══ Provided data ══
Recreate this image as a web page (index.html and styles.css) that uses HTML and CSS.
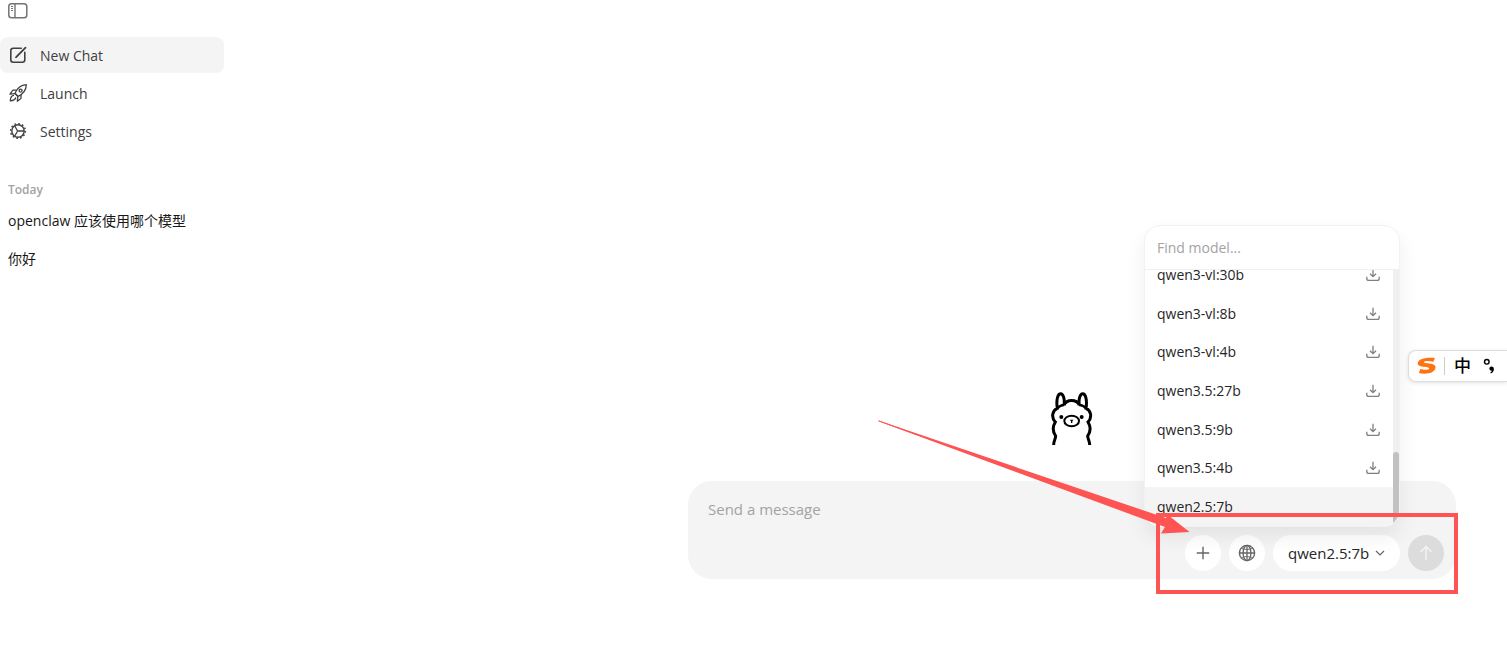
FILE: index.html
```
<!DOCTYPE html>
<html lang="en">
<head>
    <meta charset="UTF-8">
    <meta name="viewport" content="width=device-width, initial-scale=1.0">
    <title>New Chat</title>
    <link rel="stylesheet" href="styles.css">
</head>
<body>
    <svg class="symbols" aria-hidden="true">
        <symbol id="icon-download" viewBox="0 0 14 14">
            <path d="M7 0.7v7.6M4 5.7l3 3 3-3M0.8 8.8v1.6q0 2 2 2h8.4q2 0 2-2V8.8" fill="none" stroke="currentColor" stroke-width="1.3"/>
        </symbol>
    </svg>

    <div class="app">
        <aside class="sidebar">
            <button class="toggle" type="button" aria-label="Toggle sidebar">
                <svg width="20" height="16" viewBox="0 0 20 16" fill="none" stroke="currentColor">
                    <rect x="0.8" y="0.8" width="18" height="14" rx="2.8" stroke-width="1.5"/>
                    <path d="M7 1v14" stroke-width="1.4"/>
                    <path d="M3 3.5h2M3 5.5h2M3 7.5h2" stroke-width="1"/>
                </svg>
            </button>
            <nav class="nav">
                <a class="nav-item active" href="#new">
                    <svg width="20" height="20" viewBox="0 0 20 20" fill="none" stroke="currentColor" stroke-width="1.6" stroke-linecap="round">
                        <path d="M13.2 3.2H5.3Q2.8 3.2 2.8 5.7v9Q2.8 17.2 5.3 17.2h9q2.5 0 2.5-2.5V7.3"/>
                        <path d="M8.4 11.8L17.5 2.6" stroke-width="1.8"/>
                        <path d="M7.6 12.5l.8-.3" stroke-width="1.2"/>
                    </svg>
                    New Chat
                </a>
                <a class="nav-item" href="#launch">
                    <svg width="20" height="20" viewBox="0 0 20 20" fill="none" stroke="currentColor" stroke-width="1.3" stroke-linejoin="round">
                        <path d="M7 10.3C9 5.5 12.3 2.1 18.3 1.7C18.2 7.4 14.8 11 10.1 13.4Z"/>
                        <circle cx="12.6" cy="7.6" r="1.5"/>
                        <path d="M8.4 7.2H5.4Q4.6 7.2 4.1 8L2 11.2L6.9 10.7M13 11.7v3q0 .8-.7 1.3L9.3 18.2L9.8 13.6"/>
                        <path d="M6 12.4Q2.6 12.3 2.3 17.8Q7.3 17.6 7.7 14.4"/>
                        <path d="M6.8 10.4l3.2 3.2"/>
                    </svg>
                    Launch
                </a>
                <a class="nav-item" href="#settings">
                    <svg width="20" height="20" viewBox="0 0 20 20" fill="none" stroke="currentColor">
                        <circle cx="10" cy="10" r="6.2" stroke-width="1.4"/>
                        <circle cx="10" cy="10" r="7.4" stroke-width="1.4" stroke-dasharray="1.7 2.175"/>
                        <path d="M9.6 10H16M9.6 10L6.6 4.7M9.6 10L6.6 15.3" stroke-width="1.3"/>
                    </svg>
                    Settings
                </a>
            </nav>
            <h2 class="group-title">Today</h2>
            <nav class="history">
                <a href="#chat-1">openclaw 应该使用哪个模型</a>
                <a href="#chat-2">你好</a>
            </nav>
        </aside>

        <main class="main">
            <div class="chat">
                <svg class="llama" width="42" height="53" viewBox="35 37 126 159" fill="none" stroke="#000" stroke-width="9">
                    <path d="M43 196C43 182 49 178 49 169C40 156 40 140 48 127C34 112 40 91 54 86C50 62 55 42 64 42C72 42 77 60 74 76C83 58 111 58 120 76C117 60 122 42 130 42C139 42 144 62 140 86C154 91 160 112 146 127C154 140 154 156 145 169C145 178 151 182 151 196"/>
                    <path d="M54 86Q64 75 75 76M140 86Q130 75 119 76" stroke-width="7"/>
                    <ellipse cx="97" cy="124" rx="22" ry="16" stroke-width="6"/>
                    <path d="M91 120h12l-4 4v6h-4v-6z" fill="#000" stroke="none"/>
                    <circle cx="66" cy="112" r="6" fill="#000" stroke="none"/>
                    <circle cx="127" cy="112" r="6" fill="#000" stroke="none"/>
                </svg>

                <form class="composer">
                    <textarea class="message" rows="1" placeholder="Send a message" aria-label="Message"></textarea>
                    <div class="toolbar">
                        <button class="round" type="button" aria-label="Add file">
                            <svg width="14" height="14" viewBox="0 0 14 14" stroke="currentColor" stroke-width="1.4"><path d="M7 0.8v12.4M0.8 7h12.4"/></svg>
                        </button>
                        <button class="round" type="button" aria-label="Web search">
                            <svg width="18" height="18" viewBox="0 0 18 18" fill="none" stroke="currentColor" stroke-width="1.4">
                                <circle cx="9" cy="9" r="7.6"/>
                                <ellipse cx="9" cy="9" rx="3.9" ry="7.6" stroke-width="1.3"/>
                                <path d="M9 1.4v15.2M1.4 9h15.2" stroke-width="1.3"/>
                                <path d="M3.2 4.4Q9 6.8 14.8 4.4M3.2 13.6Q9 11.2 14.8 13.6" stroke-width="0.9"/>
                            </svg>
                        </button>
                        <div class="picker">
                            <button class="picker-button" type="button" aria-expanded="true">
                                qwen2.5:7b
                                <svg width="10" height="6" viewBox="0 0 10 6" fill="none" stroke="#666" stroke-width="1.2"><path d="M1 1l4 4 4-4"/></svg>
                            </button>
                            <div class="menu">
                                <input class="search" type="text" placeholder="Find model..." aria-label="Find model">
                                <div class="menu-body">
                                    <ul class="models">
                                        <li><button type="button">qwen3-vl:30b <svg width="14" height="14"><use href="#icon-download"/></svg></button></li>
                                        <li><button type="button">qwen3-vl:8b <svg width="14" height="14"><use href="#icon-download"/></svg></button></li>
                                        <li><button type="button">qwen3-vl:4b <svg width="14" height="14"><use href="#icon-download"/></svg></button></li>
                                        <li><button type="button">qwen3.5:27b <svg width="14" height="14"><use href="#icon-download"/></svg></button></li>
                                        <li><button type="button">qwen3.5:9b <svg width="14" height="14"><use href="#icon-download"/></svg></button></li>
                                        <li><button type="button">qwen3.5:4b <svg width="14" height="14"><use href="#icon-download"/></svg></button></li>
                                        <li><button class="selected" type="button">qwen2.5:7b</button></li>
                                    </ul>
                                    <div class="track"><div class="thumb"></div></div>
                                </div>
                            </div>
                        </div>
                        <button class="round send" type="submit" aria-label="Send" disabled>
                            <svg width="14" height="16" viewBox="0 0 14 16" fill="none" stroke="currentColor" stroke-width="1.5"><path d="M7 15V1.5M1.5 7L7 1.5 12.5 7"/></svg>
                        </button>
                    </div>
                    <!-- arrow and box pointing at the toolbar -->
                    <svg class="callout" width="580" height="174" viewBox="0 0 580 174" aria-hidden="true">
                        <rect x="280" y="95" width="298" height="77" fill="none" stroke="#fe5454" stroke-width="4"/>
                        <path d="M0.5 0.5L1 1.5L287 107L283 113.5L311.5 112L290 95L288 98Z" fill="#fe5454"/>
                        <path d="M0.5 0.8L290 105" stroke="#fe5454"/>
                    </svg>
                </form>
            </div>
        </main>
    </div>

    <div class="ime">
        <svg width="19" height="18" viewBox="0 0 19 18" fill="#ff720f">
            <path d="M18 1C11 0.2 1 1.2 0.7 6.3C0.5 11 12.3 9.4 12.2 11.4C12 13.2 7 13.2 3.2 12L2 16C8 17.6 18.3 16.5 18.6 10.2C18.8 5.6 7 7 7 5.3C7.1 3.8 12 3.8 16.3 4.8Z"/>
        </svg>
        <span class="ime-mode">中</span>
        <svg width="13" height="16" viewBox="0 0 13 16">
            <circle cx="3.8" cy="3.8" r="2.3" fill="none" stroke="#000" stroke-width="1.4"/>
            <path d="M6.3 10.6a2.3 2.3 0 1 1 4.6 .3q0 3.2-3.1 4.6l-.5-.9q1.4-.8 1.5-1.8-2.5 0-2.5-2.2z"/>
        </svg>
    </div>
</body>
</html>
```

FILE: styles.css
```
* {
    box-sizing: border-box;
}

body {
    margin: 0;
    background: #fff;
    color: #262626;
    font-family: "Open Sans", "Noto Sans CJK SC", sans-serif;
    font-size: 14px;
    overflow: hidden;
}

button,
input,
textarea {
    border: none;
    padding: 0;
    background: none;
    color: inherit;
    font: inherit;
    outline: none;
}

a {
    color: inherit;
    text-decoration: none;
}

svg {
    flex-shrink: 0;
}

.symbols {
    position: absolute;
    width: 0;
    height: 0;
}

.app {
    display: flex;
    min-height: 100vh;
}

/* sidebar */
.sidebar {
    width: 224px;
    flex-shrink: 0;
}

.toggle {
    display: flex;
    height: 37px;
    padding: 3px 8px;
    color: #737373;
}

.nav,
.history {
    display: flex;
    flex-direction: column;
    gap: 2px;
}

.nav-item {
    display: flex;
    align-items: center;
    gap: 12px;
    height: 36px;
    padding: 0 8px;
    border-radius: 8px;
    color: #404040;
}

.nav-item.active {
    background: #f4f4f4;
}

.group-title {
    margin: 32px 8px 4px;
    color: #a3a3a3;
    font-size: 12px;
    font-weight: 600;
    line-height: 18px;
}

.history a {
    padding: 0 8px;
    color: #171717;
    line-height: 36px;
}

/* chat */
.main {
    flex: 1;
    display: flex;
    align-items: flex-end;
    justify-content: flex-end;
    padding: 0 51px 91px;
}

.chat {
    width: 100%;
    max-width: 768px;
    display: flex;
    flex-direction: column;
    align-items: center;
    gap: 36px;
}

.composer {
    position: relative;
    width: 100%;
    padding: 16px 12px 8px 20px;
    border-radius: 24px;
    background: #f4f4f4;
}

.message {
    display: block;
    width: 100%;
    height: 24px;
    margin-bottom: 14px;
    font-size: 15px;
    line-height: 24px;
    resize: none;
    overflow: hidden;
}

.message::placeholder,
.search::placeholder {
    color: #a3a3a3;
    opacity: 1;
}

.toolbar {
    display: flex;
    justify-content: flex-end;
    gap: 8px;
}

.round {
    display: flex;
    align-items: center;
    justify-content: center;
    width: 36px;
    height: 36px;
    border-radius: 50%;
    background: #fff;
    color: #666;
}

.send {
    background: #dcdcdc;
    color: #f4f4f4;
}

.picker {
    position: relative;
}

.picker-button {
    display: flex;
    align-items: center;
    justify-content: space-between;
    width: 127px;
    height: 36px;
    padding: 0 15px;
    border-radius: 18px;
    background: #fff;
    font-size: 15px;
}

/* model menu */
.menu {
    position: absolute;
    right: 0;
    bottom: calc(100% + 8px);
    width: 256px;
    border: 1px solid #f2f2f2;
    border-radius: 16px;
    background: #fff;
    box-shadow: 0 10px 20px rgba(0, 0, 0, 0.07);
    overflow: hidden;
}

.search {
    display: block;
    width: 100%;
    height: 44px;
    padding: 0 12px;
    border-bottom: 1px solid #f0f0f0;
    font-size: 14px;
}

.menu-body {
    display: flex;
    align-items: flex-end;
    height: 256px;
    overflow: hidden;
}

.models {
    flex: 1;
    display: grid;
    grid-auto-rows: 1fr;
    height: 270px;
    margin: 0;
    padding: 0;
    list-style: none;
}

.models button {
    display: flex;
    align-items: center;
    justify-content: space-between;
    width: 100%;
    height: 100%;
    padding: 0 13px 0 12px;
    font-size: 14px;
    line-height: 12px;
}

.models svg {
    color: #808080;
}

.models .selected {
    background: #f4f4f4;
}

.track {
    display: flex;
    align-items: flex-end;
    width: 6px;
    height: 100%;
    background: #f0f0f0;
}

.thumb {
    width: 100%;
    height: 74px;
    border-radius: 3px;
    background: #c1c1c1;
}

.callout {
    position: absolute;
    right: -2px;
    bottom: -15px;
    pointer-events: none;
}

/* input method bar, docked to the window edge */
.ime {
    position: absolute;
    top: 350px;
    right: 0;
    display: flex;
    align-items: center;
    gap: 8px;
    width: 99px;
    height: 32px;
    padding-left: 8px;
    border: 1px solid #ddd;
    border-right: none;
    border-radius: 8px 0 0 8px;
    background: #fff;
    box-shadow: 0 1px 4px rgba(0, 0, 0, 0.12);
}

.ime-mode {
    padding: 0 4px 0 9px;
    border-left: 1px solid #ccc;
    color: #000;
    font-size: 17px;
    font-weight: 500;
    line-height: 18px;
}
```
═══
== Written instruction ==
Identify and copy the lines holding the word "styles".

== Exercise response ==
Recreate this image as a web page (index.html and styles.css) that uses HTML and CSS.
    <link rel="stylesheet" href="styles.css">
FILE: styles.css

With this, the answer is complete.